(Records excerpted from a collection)
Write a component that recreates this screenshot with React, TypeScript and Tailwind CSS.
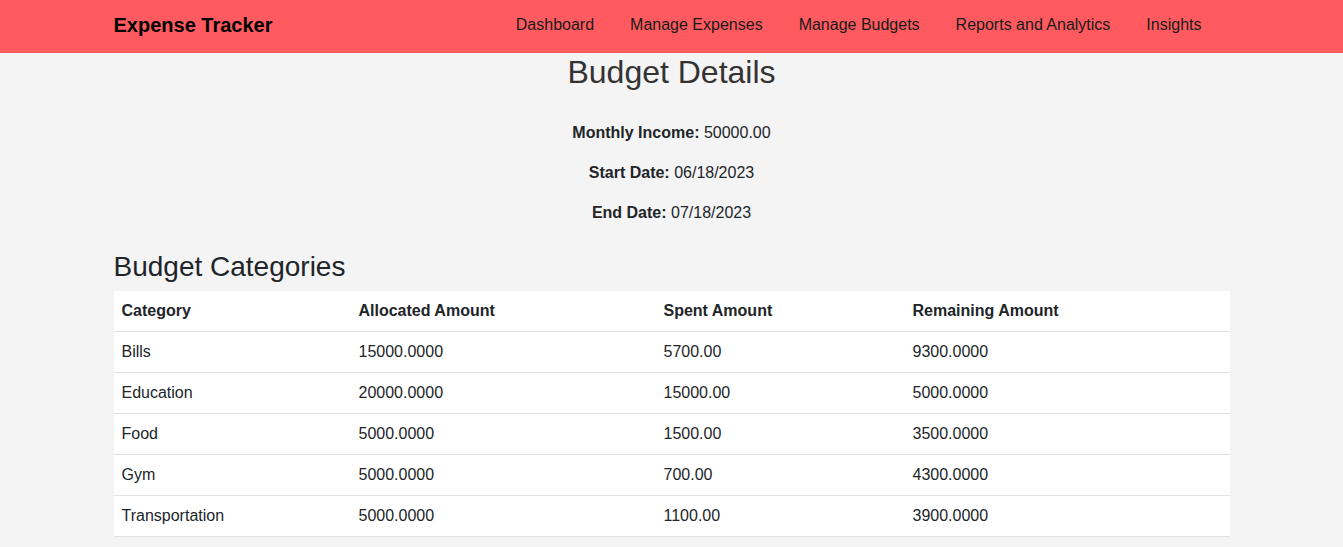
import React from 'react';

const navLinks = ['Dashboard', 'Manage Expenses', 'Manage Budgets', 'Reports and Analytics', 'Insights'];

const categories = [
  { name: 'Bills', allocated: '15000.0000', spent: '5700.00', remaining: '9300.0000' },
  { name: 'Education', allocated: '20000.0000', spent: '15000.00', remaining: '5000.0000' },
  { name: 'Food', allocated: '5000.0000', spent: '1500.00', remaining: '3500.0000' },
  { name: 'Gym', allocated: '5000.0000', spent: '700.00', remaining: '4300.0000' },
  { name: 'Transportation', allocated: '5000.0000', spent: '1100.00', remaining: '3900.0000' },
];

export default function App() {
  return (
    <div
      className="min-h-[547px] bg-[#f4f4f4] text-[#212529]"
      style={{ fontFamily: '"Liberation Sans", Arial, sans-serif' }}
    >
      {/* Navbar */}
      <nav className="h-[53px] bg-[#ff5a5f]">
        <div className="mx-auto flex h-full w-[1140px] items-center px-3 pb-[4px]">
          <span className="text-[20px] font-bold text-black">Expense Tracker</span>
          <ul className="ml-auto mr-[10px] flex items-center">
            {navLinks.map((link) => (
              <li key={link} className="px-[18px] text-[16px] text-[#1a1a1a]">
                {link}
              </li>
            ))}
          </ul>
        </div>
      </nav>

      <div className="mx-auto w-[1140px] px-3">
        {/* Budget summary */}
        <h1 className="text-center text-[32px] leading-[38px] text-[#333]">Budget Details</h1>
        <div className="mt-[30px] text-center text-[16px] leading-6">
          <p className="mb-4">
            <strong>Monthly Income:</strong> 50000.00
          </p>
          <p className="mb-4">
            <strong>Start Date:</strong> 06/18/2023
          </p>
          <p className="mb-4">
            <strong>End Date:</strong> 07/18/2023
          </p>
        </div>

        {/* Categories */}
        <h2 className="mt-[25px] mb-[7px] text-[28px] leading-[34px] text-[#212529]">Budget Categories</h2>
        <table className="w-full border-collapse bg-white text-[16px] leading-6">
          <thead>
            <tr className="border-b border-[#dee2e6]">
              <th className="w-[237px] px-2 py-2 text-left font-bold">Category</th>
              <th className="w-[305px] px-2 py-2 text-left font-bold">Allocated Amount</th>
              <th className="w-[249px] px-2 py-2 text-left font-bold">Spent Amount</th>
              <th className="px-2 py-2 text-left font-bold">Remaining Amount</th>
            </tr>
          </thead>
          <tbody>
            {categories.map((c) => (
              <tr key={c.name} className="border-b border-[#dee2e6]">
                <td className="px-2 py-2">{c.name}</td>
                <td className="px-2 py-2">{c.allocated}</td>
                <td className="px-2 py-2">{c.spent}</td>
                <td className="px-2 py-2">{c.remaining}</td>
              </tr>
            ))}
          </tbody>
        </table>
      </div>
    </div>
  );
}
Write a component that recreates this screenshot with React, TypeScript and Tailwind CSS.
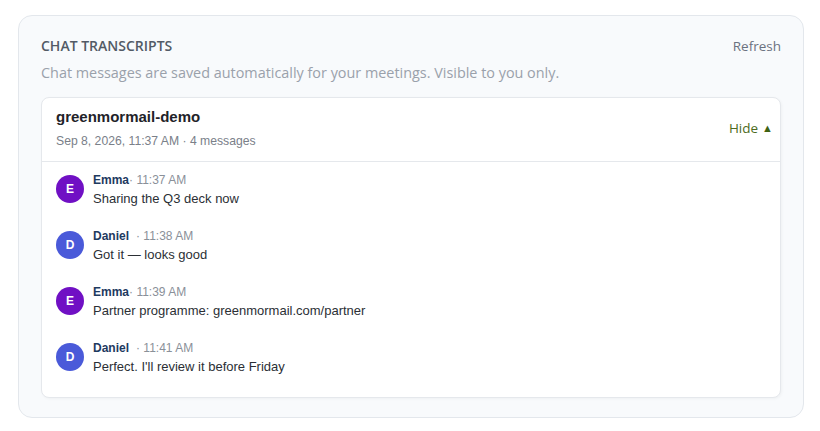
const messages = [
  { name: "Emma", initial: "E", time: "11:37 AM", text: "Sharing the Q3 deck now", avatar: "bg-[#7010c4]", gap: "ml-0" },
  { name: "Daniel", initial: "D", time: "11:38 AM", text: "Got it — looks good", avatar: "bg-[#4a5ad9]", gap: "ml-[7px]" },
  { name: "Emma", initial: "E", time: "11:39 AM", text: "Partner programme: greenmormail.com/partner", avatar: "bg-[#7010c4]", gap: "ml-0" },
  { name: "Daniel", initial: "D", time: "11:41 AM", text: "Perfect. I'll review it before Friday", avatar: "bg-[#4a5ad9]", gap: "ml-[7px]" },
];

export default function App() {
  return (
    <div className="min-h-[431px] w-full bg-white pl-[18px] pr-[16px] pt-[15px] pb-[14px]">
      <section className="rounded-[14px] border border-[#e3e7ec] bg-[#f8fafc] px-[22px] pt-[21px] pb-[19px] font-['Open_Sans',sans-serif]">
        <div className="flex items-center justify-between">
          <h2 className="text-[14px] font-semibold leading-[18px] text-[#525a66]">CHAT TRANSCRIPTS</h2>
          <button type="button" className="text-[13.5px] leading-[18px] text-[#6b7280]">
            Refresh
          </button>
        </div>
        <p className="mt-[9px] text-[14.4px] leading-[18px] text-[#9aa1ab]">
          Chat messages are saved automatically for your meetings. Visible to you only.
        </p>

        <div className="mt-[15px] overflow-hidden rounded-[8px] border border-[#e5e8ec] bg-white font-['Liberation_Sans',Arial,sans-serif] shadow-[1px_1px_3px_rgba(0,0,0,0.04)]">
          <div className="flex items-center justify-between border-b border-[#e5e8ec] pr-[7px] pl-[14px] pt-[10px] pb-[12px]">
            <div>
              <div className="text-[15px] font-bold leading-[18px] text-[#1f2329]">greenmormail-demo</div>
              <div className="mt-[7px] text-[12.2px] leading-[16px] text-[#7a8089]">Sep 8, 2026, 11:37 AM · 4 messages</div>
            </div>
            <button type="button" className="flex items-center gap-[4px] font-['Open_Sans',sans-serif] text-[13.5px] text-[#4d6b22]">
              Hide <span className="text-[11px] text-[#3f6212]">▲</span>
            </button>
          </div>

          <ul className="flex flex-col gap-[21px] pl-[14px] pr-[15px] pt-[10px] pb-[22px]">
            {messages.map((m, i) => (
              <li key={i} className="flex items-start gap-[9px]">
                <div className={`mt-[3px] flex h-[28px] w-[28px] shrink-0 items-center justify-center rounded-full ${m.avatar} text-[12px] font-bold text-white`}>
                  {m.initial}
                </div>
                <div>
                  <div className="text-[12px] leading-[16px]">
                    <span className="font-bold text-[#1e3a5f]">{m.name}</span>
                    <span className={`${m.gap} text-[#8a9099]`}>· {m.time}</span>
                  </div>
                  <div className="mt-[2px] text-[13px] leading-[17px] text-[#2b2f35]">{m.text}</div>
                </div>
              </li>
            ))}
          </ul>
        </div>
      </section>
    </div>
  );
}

_YOUR INSTRUCTIONS:_
Skip the pictures and restate exactly the lines from the beginning of the listing to the line with "const navLinks = ['Dashboard', 'Manage", that line included.

_RESULT OF THE TASK:_
Write a component that recreates this screenshot with React, TypeScript and Tailwind CSS.
import React from 'react';

const navLinks = ['Dashboard', 'Manage Expenses', 'Manage Budgets', 'Reports and Analytics', 'Insights'];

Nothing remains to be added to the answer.